But we were getting hit constantly. Phishing attacks led to compromised credentials. Zero-day exploits bypassed our defenses. Insider threats went completely undetected. Our security tools only caught about 40% of actual incidents, and usually only after significant damage occurred.

The real problem? Our security approach was entirely reactive. We waited for known threat signatures, then blocked them. But modern cyber threats don’t work that way. Attackers use polymorphic malware that changes its signature constantly. They employ living-off-the-land techniques using legitimate system tools. They move slowly and quietly to avoid triggering volume-based alerts.

I spent my days drowning in false positive alerts from our SIEM—hundreds of notifications about “suspicious” activity that turned out to be legitimate business processes. Meanwhile, actual attacks slipped through unnoticed because they didn’t match any known patterns. The alert fatigue was real, and it was dangerous.

After that March breach, my CEO gave me a clear mandate: “Fix this, or we’re finding someone who can.” The personal stakes couldn’t have been higher.

What I Learned About Network Anomaly Detection

I started researching alternatives and kept encountering the same term: network anomaly detection. The concept seemed almost too good to be true—systems that learn normal network behavior, then automatically flag anything unusual. No signatures required. No waiting for threat intelligence updates. Just continuous monitoring for deviations from baseline behavior.

My initial skepticism was strong. I’d been burned by overhyped security products before. But the more I researched, the more the approach made sense. Instead of asking “does this match a known bad pattern?” anomaly detection asks “does this match our normal good patterns?” It’s a fundamental shift in perspective.

I discovered that anomaly detection uses machine learning algorithms—k-means clustering, neural networks, statistical analysis—to establish what “normal” looks like in your specific environment. Every network is different, so the baseline is unique to your organization. Then the system continuously compares real-time activity against that baseline, flagging deviations.

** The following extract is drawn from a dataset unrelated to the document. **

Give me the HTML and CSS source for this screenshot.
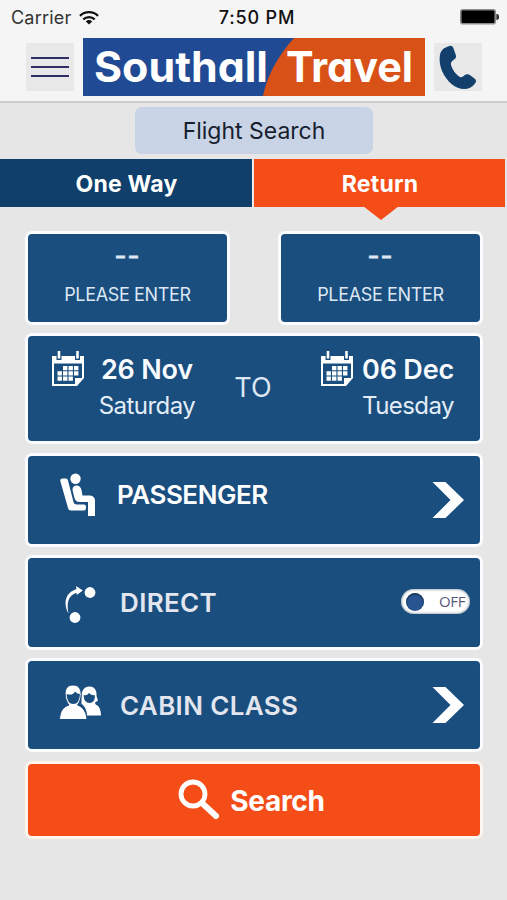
FILE: index.html
```html
<!DOCTYPE html>
<html lang="en">
<head>
<meta charset="utf-8">
<meta name="viewport" content="width=device-width, initial-scale=1">
<title>Southall Travel</title>
<link rel="stylesheet" href="styles.css">
</head>
<body>
<svg class="defs" aria-hidden="true">
  <symbol id="calendar" viewBox="0 0 34 36">
    <path fill="#fff" fill-rule="evenodd" d="M1 5h32v22l-7 8H1zM3 12.500v20.500h21v-6h7v-14.500z"/>
    <path fill="#1a4e7f" d="M5.500 2h5v7h-5zM24 2h5v7h-5z"/>
    <path fill="#fff" d="M6.700 0h2.600v7.500h-2.600zM25.200 0h2.600v7.500h-2.600z"/>
    <path fill="#fff" d="M12 15h4.400v4.200H12zM17.500 15h4.400v4.200h-4.400zM23 15h4.400v4.200H23zM6.500 20.300h4.400v4.200H6.500zM12 20.300h4.400v4.200H12zM17.500 20.300h4.400v4.200h-4.400zM23 20.300h4.400v4.200H23zM6.500 25.600h4.400v4.200H6.500zM12 25.600h4.400v4.200H12zM17.500 25.600h4.400v4.200h-4.400z"/>
  </symbol>
  <symbol id="chevron" viewBox="0 0 32 36">
    <path fill="#fff" d="M.5 0H13.500L32 18 13.500 36H.5L18.500 18z"/>
  </symbol>
</svg>

<header class="header">
  <div class="status">
    <div class="carrier">Carrier
      <svg class="wifi" viewBox="0 0 20 15" fill="none" stroke="#111" stroke-width="2.300">
        <path d="M1 5.800a13 13 0 0 1 18 0M4.300 9.300a8.300 8.300 0 0 1 11.400 0"/>
        <path fill="#111" stroke="none" d="M10 14.500 6.800 11.600a4.700 4.700 0 0 1 6.400 0z"/>
      </svg>
    </div>
    <div class="time">7:50 PM</div>
    <svg class="battery" viewBox="0 0 39 16">
      <rect x=".8" y=".8" width="34.400" height="14" rx="2" fill="#000" stroke="#8b8b8b" stroke-width="1.600"/>
      <path d="M36.300 5a3 3 0 0 1 0 6z" fill="#333"/>
    </svg>
  </div>
  <div class="brand">
    <button class="square" aria-label="Menu"><i></i><i></i><i></i></button>
    <svg class="logo" viewBox="0 0 342 58">
      <path fill="#204a94" d="M0 0h342v58H0z"/>
      <path fill="#d85218" d="M211 0h131v58H180Q186 28 211 0z"/>
      <text x="11" y="43.500" textLength="174" lengthAdjust="spacingAndGlyphs">Southall</text>
      <text x="203" y="43.500" textLength="127" lengthAdjust="spacingAndGlyphs">Travel</text>
    </svg>
    <button class="square phone" aria-label="Call">
      <svg viewBox="0 0 48 47"><path fill="#123f6c" d="M14 2.500C17 1 18.700 2 19.500 4.500L21.800 11C22.500 13.500 21.500 14.500 19.500 16C17.500 17.500 16.500 18.500 17 21C18.500 26 21.500 30 25 32.500C27 34 28.500 33 30.500 31.300C32.500 29.500 34.500 30 36.500 31.500L40.500 34.500C42.500 36 42.500 37.500 41 39.500C35.500 47 25.500 46.500 17.500 40C9.500 33 4.500 22 5.800 12C6.500 7 9 4 14 2.500z"/></svg>
    </button>
  </div>
</header>

<main>
  <h1 class="title"><span>Flight Search</span></h1>
  <nav class="tabs">
    <div class="tab">One Way</div>
    <div class="tab active">Return</div>
  </nav>

  <div class="form">
    <div class="places">
      <div class="card place"><span class="code">--</span><span class="hint">PLEASE ENTER</span></div>
      <div class="card place"><span class="code">--</span><span class="hint">PLEASE ENTER</span></div>
    </div>
    <div class="card dates">
      <svg class="cal"><use href="#calendar"/></svg>
      <div class="date"><b>26 Nov</b><span>Saturday</span></div>
      <div class="to">TO</div>
      <svg class="cal"><use href="#calendar"/></svg>
      <div class="date back"><b>06 Dec</b><span>Tuesday</span></div>
    </div>
    <div class="card row passenger">
      <svg class="icon" viewBox="0 0 44 44" fill="#fff">
        <circle cx="17.500" cy="5.700" r="5.200"/>
        <path d="M4.500 5.500H8Q9.500 5.500 10 7.500L15.500 29Q16 31.500 19 31.500H26Q28 31.500 28 34.500T26 37.500H13Q10.500 37.500 10 35L2.300 8Q2 5.500 4.500 5.500z"/>
        <path d="M14.500 17Q14.500 12.500 18.500 12.500T23.500 17L24.500 22.500H32Q37 23 37 28V43H30V29H21.500Q17.500 29 16.500 25z"/>
      </svg>
      <span class="label">PASSENGER</span>
      <svg class="chev"><use href="#chevron"/></svg>
    </div>
    <div class="card row direct">
      <svg class="icon" viewBox="0 0 44 44" fill="#fff">
        <circle cx="32" cy="10.500" r="5.400"/><circle cx="17" cy="35.500" r="5.400"/>
        <path d="M18 4 24.800 8.500 18.800 13 18.500 10.700C10 13.500 8.500 21 10.500 31.500C4.500 21 8 10 18.500 7.300z"/>
      </svg>
      <span class="label">DIRECT</span>
      <span class="switch"><i></i>OFF</span>
    </div>
    <div class="card row cabin">
      <svg class="icon" viewBox="0 0 44 44" fill="#fff">
        <path d="M23.500 16C23 9 26 4.500 31.500 4.500S39 9 38.500 14L40 19C36.500 19.500 36.500 22 38.500 23C41.500 24 43 29 43 33.500H29C29 28 26 23 23.500 22z"/>
        <path fill="#1a4e7f" d="M25.500 13Q29 14 31 11Q34 14 37 13Q37 21 31.500 21T25.500 13z"/>
        <path stroke="#1a4e7f" stroke-width="1" d="M1.500 37.500C2 29 5 25 11 23C6 17 4.500 3 15 3S24.500 17 19.500 23C25 25 28.500 30 29 37.500z"/>
        <path fill="#1a4e7f" d="M8.500 12Q15 14 17 9.500Q19 12 22 12Q21.500 22 15.300 22T8.500 12z"/>
      </svg>
      <span class="label">CABIN CLASS</span>
      <svg class="chev"><use href="#chevron"/></svg>
    </div>
    <button class="card search">
      <svg viewBox="0 0 42 42" fill="none" stroke="#fff"><circle cx="15" cy="15" r="12" stroke-width="4.800"/><path d="m24 24 14 13" stroke-width="6" stroke-linecap="round"/></svg>
      <span>Search</span>
    </button>
  </div>
</main>
</body>
</html>
```
FILE: styles.css
```css
* { box-sizing: border-box; }
body { margin: 0; height: 900px; overflow: hidden; background: #e6e6e6; font-family: Inter, sans-serif; color: #fff; }
button { border: 0; margin: 0; padding: 0; font: inherit; color: inherit; }
svg { display: block; flex: none; }
.defs { position: absolute; width: 0; height: 0; }

.header { height: 103px; background: #f5f5f5; border-bottom: 2px solid #cdcdcd; }
.status { height: 38px; padding: 0 8px 4px 11px; display: grid; grid-template-columns: 1fr auto 1fr; align-items: center; color: #111; font-size: 18px; }
.carrier { display: flex; align-items: center; gap: 8px; color: #333; letter-spacing: .2px; }
.wifi { width: 20px; height: 15px; }
.time { padding-left: 4px; font-weight: 500; letter-spacing: .8px; }
.battery { width: 39px; height: 16px; justify-self: end; }
.brand { display: flex; align-items: center; padding-left: 26px; }
.square { width: 48px; height: 48px; background: #e8e8e8; display: flex; flex-direction: column; justify-content: center; align-items: center; gap: 7px; }
.square i { width: 38px; height: 2px; background: #2f2f66; }
.logo { width: 342px; height: 58px; margin: 0 9px; }
.logo text { font: 700 42px Inter, sans-serif; font-feature-settings: "cv11" 1; fill: #fff; }
.phone svg { width: 48px; height: 47px; }

.title { margin: 0 0 5px; padding: 4px 0 0 135px; font-size: 23px; font-weight: 400; color: #17202f; }
.title span { display: block; width: 238px; height: 47px; line-height: 49px; border-radius: 7px; text-align: center; background: #c8d4e5; }
.tabs { display: grid; grid-template-columns: 253px 252px; height: 48px; text-align: center; font-size: 23px; font-weight: 700; line-height: 50px; letter-spacing: .2px; }
.tab { height: 48px; padding-left: 1px; background: #113f6b; border-right: 1px solid #f0f0f0; }
.active { position: relative; background: #f54d18; border: 0; margin-left: 1px; }
.active::after { content: ""; position: absolute; left: 109px; top: 47px; border: 18px solid transparent; border-top: 14px solid #f54d18; border-bottom: 0; }

.form { display: flex; flex-direction: column; gap: 8px; padding: 24px 24px 0 25px; }
.card { border: 3px solid #fafcff; border-radius: 7px; background: #1a4e7f; }
.places { display: flex; justify-content: space-between; }
.place { width: 205px; height: 94px; display: flex; flex-direction: column; align-items: center; color: #dce7f3; }
.code { font-size: 26px; line-height: 32px; margin-top: 6px; letter-spacing: 1px; -webkit-text-stroke: .8px #dce7f3; }
.hint { font-size: 18px; line-height: 24px; margin-top: 11px; letter-spacing: -.35px; }
.dates { height: 111px; display: flex; align-items: flex-start; padding: 15px 0 0 23px; }
.cal { width: 34px; height: 36px; }
.date { width: 124px; padding-top: 1px; text-align: center; font-size: 24px; letter-spacing: -.55px; color: #e3edf6; }
.date b, .date span { display: block; line-height: 36px; }
.date b { font-size: 27px; font-weight: 600; letter-spacing: -.2px; color: #f8fbff; }
.to { width: 88px; margin-right: 23px; padding-top: 19px; text-align: center; font-size: 27px; line-height: 36px; color: #dce7f3; }
.back { width: 108px; }
.row { height: 94px; display: flex; align-items: center; padding: 0 16px 0 30px; font-size: 26px; font-weight: 600; }
.icon { width: 44px; height: 44px; }
.label { margin-left: 18px; color: #e3e6ee; letter-spacing: .35px; }
.chev { width: 32px; height: 36px; margin-left: auto; }
.passenger { margin-top: 1px; }
.passenger .icon { margin-top: -10px; }
.passenger .label { margin: -12px 0 0 15px; color: #fff; letter-spacing: -.45px; }
.direct .icon { margin-top: 2px; }
.direct { height: 95px; padding-right: 10px; }
.switch { display: flex; align-items: center; justify-content: space-between; width: 69px; height: 25px; margin: -2px 0 0 auto; padding: 0 5px; border-radius: 13px; background: #fff; color: #555778; font: 15px/21px "Open Sans", sans-serif; letter-spacing: -.4px; box-shadow: inset 0 0 3px #567; }
.switch i { width: 18px; height: 18px; border-radius: 50%; background: #285591; box-shadow: inset 0 1px 2px #123; }
.cabin .icon { margin-top: -3px; }
.search { height: 78px; margin-top: 1px; background: #f54d18; border-color: #fff5ef; display: flex; align-items: center; justify-content: center; gap: 10px; padding: 2px 5px 0 0; font-size: 28px; font-weight: 700; letter-spacing: -.3px; }
.search svg { width: 42px; height: 42px; margin-top: -2px; }
```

What really sold me was learning about the types of threats anomaly detection catches that traditional tools miss:

Zero-day exploits that have no signatures yet. Advanced persistent threats that move slowly over weeks or months. Insider threats where legitimate credentials are used maliciously. Compromised IoT devices exhibiting unusual communication patterns. Data exfiltration attempts during off-hours.

These were exactly the threats killing us. I started seeing network traffic analysis as the foundation for effective anomaly detection—you can’t identify abnormal behavior without first understanding normal patterns.

My Biggest Mistake: Rushing Implementation

Excited by the potential, I made a critical error. I purchased an anomaly detection platform in April 2024, spent two weeks on basic configuration, and deployed it directly to production with automated blocking enabled. I thought I was being proactive and decisive.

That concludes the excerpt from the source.